O assessor acrescenta que, como essas rádios não possuem uma estrutura jurídica, muitas enviam pedidos incompletos ou com erros, o que atrasa ainda mais a liberação: “por isso fazemos também um trabalho de assessoria, trocando informações e dando a chance para que todos providenciem seus documentos corretamente”.
.
Abre e fecha constante
.
De acordo com o delegado da Anatel em São Paulo, Everaldo Gomes Ferreira, as emissoras são lacradas após serem detectadas interferências ou a partir de denúncias, e nem todas são da Abert, claro. A partir da denúncia é possível então encontrar a rádio e solicitar um mandado de busca e apreensão na Justiça. Mas a própria Anatel admite que também fecha rádios mesmo sem a decisão judicial.
Portanto, enquanto a Anatel fecha rádios clandestinas, do outro lado uma rádio reabre. Algumas simplesmente mudam de endereço e colocam sua programação no ar novamente. Além de desgastante para todos, esta situação tem empobrecido as emissoras. De acordo com o presidente do Fórum Democracia na Comunicação, José Carlos Rocha, cada vez que os equipamentos de uma rádio são apreendidos há um prejuízo médio de R$ 10 mil, além de deixar pelo menos dez pessoas desempregadas: “são numerosas as rádios nessa situação”, explica.
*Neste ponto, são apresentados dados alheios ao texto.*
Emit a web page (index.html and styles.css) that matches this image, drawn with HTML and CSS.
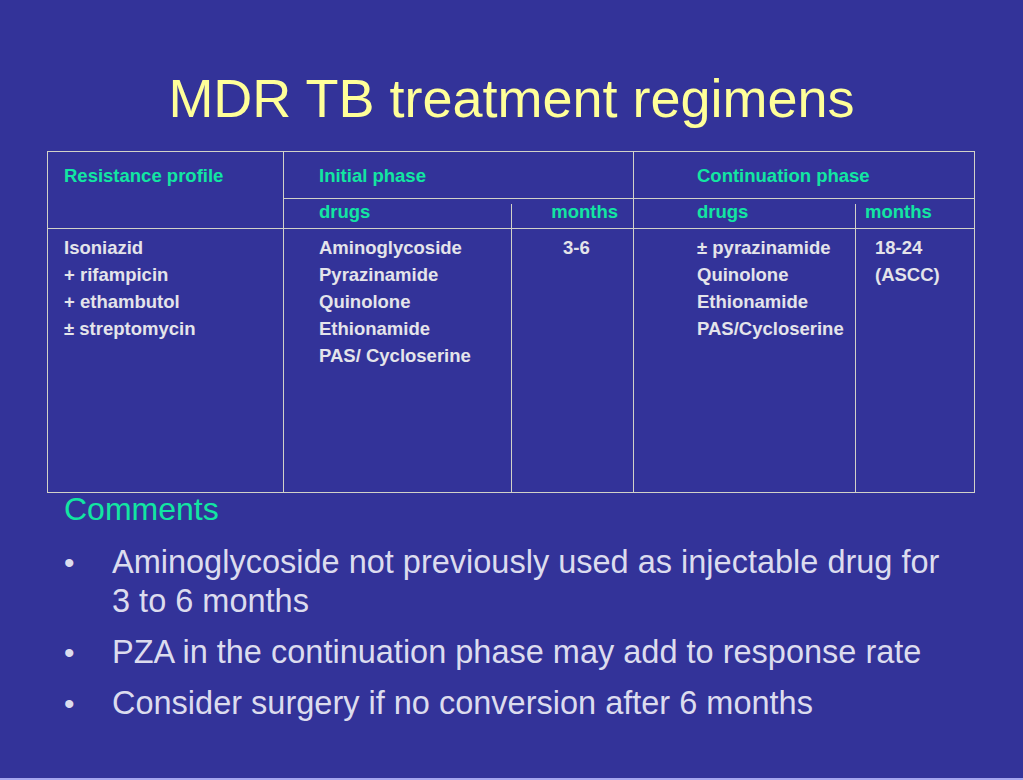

Se contabilizarmos, desde o início deste ano o “mercado” de pequenas rádios ficou, em média, R$ 39 milhões mais pobre. Enquanto isso, o material apreendido fica amontoado nos salões da Polícia Federal.
.
Saída pelo judiciário
.
Uma saída que os líderes da RadCom vêm adotado é apelar para que o Poder Judiciário conceda liminares de funcionamento temporário até que as emissoras sejam legalizadas. Para isso, eles precisam convencer o juiz que não oferecem risco às aeronaves e provar que só não estão legalizadas devido à demora do governo federal para avaliar os pedidos.
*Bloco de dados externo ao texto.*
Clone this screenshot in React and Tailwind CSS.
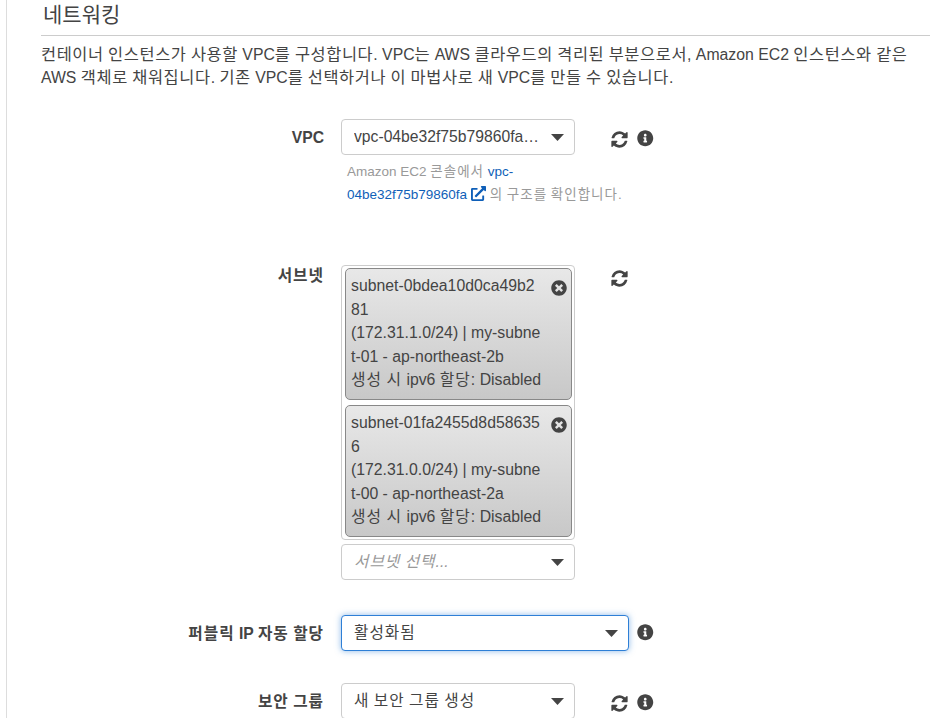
import React from "react";
import { FaInfoCircle, FaTimesCircle, FaExternalLinkAlt } from "react-icons/fa";

function H({ t, cls = "tracking-[1px]" }) {
  return t.split(/([가-힣]+)/).map((s, i) =>
    i % 2 ? (
      <span key={i} className={cls}>{s}</span>
    ) : (
      <React.Fragment key={i}>{s}</React.Fragment>
    )
  );
}

function Caret() {
  return (
    <svg width="13" height="7" viewBox="0 0 13 7" className="shrink-0">
      <path d="M0 0H13L6.5 7Z" fill="#444" />
    </svg>
  );
}

function Select({ children, width = "w-[234px]", focused, placeholder }) {
  return (
    <div
      className={`${width} h-[36px] flex items-center justify-between pl-[12px] pr-[10px] rounded-[4px] bg-white border ${
        focused
          ? "border-[#2e7fd6] shadow-[0_0_6px_rgba(46,127,214,0.55)]"
          : "border-[#ccc]"
      }`}
    >
      <span className={`truncate text-[15.7px] ${placeholder ? "italic text-[#999]" : "text-[#444]"}`}>
        <H t={children} />
      </span>
      <Caret />
    </div>
  );
}

function Row({ label, children, icons, className = "", labelPad = "pt-[9px]" }) {
  return (
    <div className={`flex items-start ${className}`}>
      <div className={`w-[283px] text-right font-bold text-[15.7px] text-[#444] leading-[20px] shrink-0 ${labelPad}`}>
        <H t={label} />
      </div>
      <div className="ml-[17px] shrink-0">{children}</div>
      {icons}
    </div>
  );
}

function Refresh() {
  return (
    <svg viewBox="0 0 1792 1792" className="w-[19px] h-[19px] text-[#444]" fill="currentColor">
      <path d="M1639 1056q0 5-1 7-64 268-268 434.5t-478 166.5q-146 0-282.5-55t-243.5-157l-129 129q-19 19-45 19t-45-19-19-45v-448q0-26 19-45t45-19h448q26 0 45 19t19 45-19 45l-137 137q71 66 161 102t187 36q134 0 250-65t186-179q11-17 53-117 8-23 30-23h192q13 0 22.5 9.5t9.5 22.5zm25-800v448q0 26-19 45t-45 19h-448q-26 0-45-19t-19-45 19-45l138-138q-148-137-349-137-134 0-250 65t-186 179q-11 17-53 117-8 23-30 23h-199q-13 0-22.5-9.5t-9.5-22.5v-7q65-268 270-434.5t480-166.5q146 0 284 55.5t245 156.5l130-129q19-19 45-19t45 19 19 45z" />
    </svg>
  );
}

function Info() {
  return <FaInfoCircle className="text-[#444] w-[16.5px] h-[16.5px] -translate-y-[1px]" />;
}

function Tag({ lines, mt = "" }) {
  return (
    <div className={`relative w-[227px] h-[132px] rounded-[5px] border border-[#888] bg-gradient-to-b from-[#e8e8e8] to-[#c8c8c8] pl-[5px] pt-[5px] text-[15.8px] text-[#444] leading-[23.6px] ${mt}`}>
      {lines.map((l) => (
        <div key={l} className="whitespace-nowrap"><H t={l} /></div>
      ))}
      <FaTimesCircle className="absolute right-[4px] top-[11px] w-[16px] h-[16px] text-[#444]" />
    </div>
  );
}

const para = "text-[16.4px] tracking-[0.6px]";

export default function App() {
  return (
    <div
      className="w-[948px] h-[718px] overflow-hidden bg-white text-[16px] text-[#444]"
      style={{ fontFamily: '"Liberation Sans", "Noto Sans CJK KR", sans-serif' }}
    >
      <div className="ml-[6px] h-full border-l border-[#ddd] pl-[34px]">
        <div className="w-[889px]">
          <h2 className="h-[36px] border-b border-[#ccc] pl-[2px] pt-[1px] text-[21px] leading-[28px] text-[#444] font-normal">네트워킹</h2>
          <p className="mt-[7px] text-[15.8px] leading-[23px] text-[#444] whitespace-nowrap">
            <H cls={para} t="컨테이너 인스턴스가 사용할 VPC를 구성합니다. VPC는 AWS 클라우드의 격리된 부분으로서, Amazon EC2 인스턴스와 같은" />
            <br />
            <H cls={para} t="AWS 객체로 채워집니다. 기존 VPC를 선택하거나 이 마법사로 새 VPC를 만들 수 있습니다." />
          </p>
        </div>

        <Row
          label="VPC"
          className="mt-[30px]"
          icons={
            <div className="ml-[35px] mt-[11px] flex items-center gap-[8px]">
              <Refresh />
              <Info />
            </div>
          }
        >
          <Select>vpc-04be32f75b79860fa…</Select>
          <div className="w-[234px] pl-[6px] mt-[5px] text-[13.5px] leading-[23px] text-[#999] whitespace-nowrap">
            <H t="Amazon EC2 콘솔에서 " />
            <a className="text-[#0f5fb8]">vpc-</a>
            <br />
            <a className="text-[#0f5fb8]">
              04be32f75b79860fa <FaExternalLinkAlt className="inline w-[15px] h-[15px] align-[-2px]" />
            </a>{" "}
            <H t="의 구조를 확인합니다." />
          </div>
        </Row>

        <Row
          label="서브넷"
          labelPad="pt-[1px]"
          className="mt-[59px]"
          icons={
            <div className="ml-[35px] mt-[4px]">
              <Refresh />
            </div>
          }
        >
          <div className="w-[234px] h-[275px] rounded-[4px] border border-[#ccc] pl-[3px] pt-[2px]">
            <Tag lines={["subnet-0bdea10d0ca49b2", "81", "(172.31.1.0/24) | my-subne", "t-01 - ap-northeast-2b", "생성 시 ipv6 할당: Disabled"]} />
            <Tag mt="mt-[5px]" lines={["subnet-01fa2455d8d58635", "6", "(172.31.0.0/24) | my-subne", "t-00 - ap-northeast-2a", "생성 시 ipv6 할당: Disabled"]} />
          </div>
          <div className="mt-[4px]">
            <Select placeholder>서브넷 선택...</Select>
          </div>
        </Row>

        <Row
          label="퍼블릭 IP 자동 할당"
          className="mt-[35px]"
          icons={
            <div className="ml-[8px] mt-[10px]">
              <Info />
            </div>
          }
        >
          <Select width="w-[288px]" focused>활성화됨</Select>
        </Row>

        <Row
          label="보안 그룹"
          className="mt-[32px]"
          icons={
            <div className="ml-[35px] mt-[11px] flex items-center gap-[8px]">
              <Refresh />
              <Info />
            </div>
          }
        >
          <Select>새 보안 그룹 생성</Select>
        </Row>
      </div>
    </div>
  );
}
Este tipo de recurso vem conquistando alguns adeptos no Judiciário, mas Eduardo Balduino, um impecável burocrata, contesta: “não é porque eles já entraram com o pedido que podem funcionar. É preciso ter a outorga do Ministério das Comunicações e a aprovação do Congresso Nacional”. Na realidade, o que nem Balduino, nem a maioria dos envolvidos com o problema consegue, é distinguir claramente quando uma rádio deve ser considerada “comunitária” e quando ela é simplesmente uma rádio pirata.
Segundo dados da Associação Brasileira de Radiodifusão Comunitária (Abraço), hoje já aproximadamente 14 mil emissoras de baixa potência no Brasil, 6 mil delas só no estado de São Paulo. De acordo com o presidente da Abraço de São Paulo, Ricardo Campolim, os números são calculados a partir da quantidade de transmissores vendidos no país. Porém, deste total, nem todas podem ser consideradas “comuni-tárias”.
Na opinião de Campolim, é preciso esclarecer a diferença entre as rádios piratas e as comunitárias para que a interminável ladainha do “abre e fecha” acabe. “Eu atribuo esta situação a um desconhecimento do nosso projeto e à confusão que fazem com as piratas”, diz. Ele explica que enquanto a RadCom possui uma gestão pública, ou seja, abre espaço para participação direta da população na programação, as piratas geralmente são administradas por um ou duas pessoas: “antes de fechar uma rádio, a Anatel teria que fazer um levantamento do seu perfil, sua organização e programação. Basta entrevistar as pessoas da comunidade”.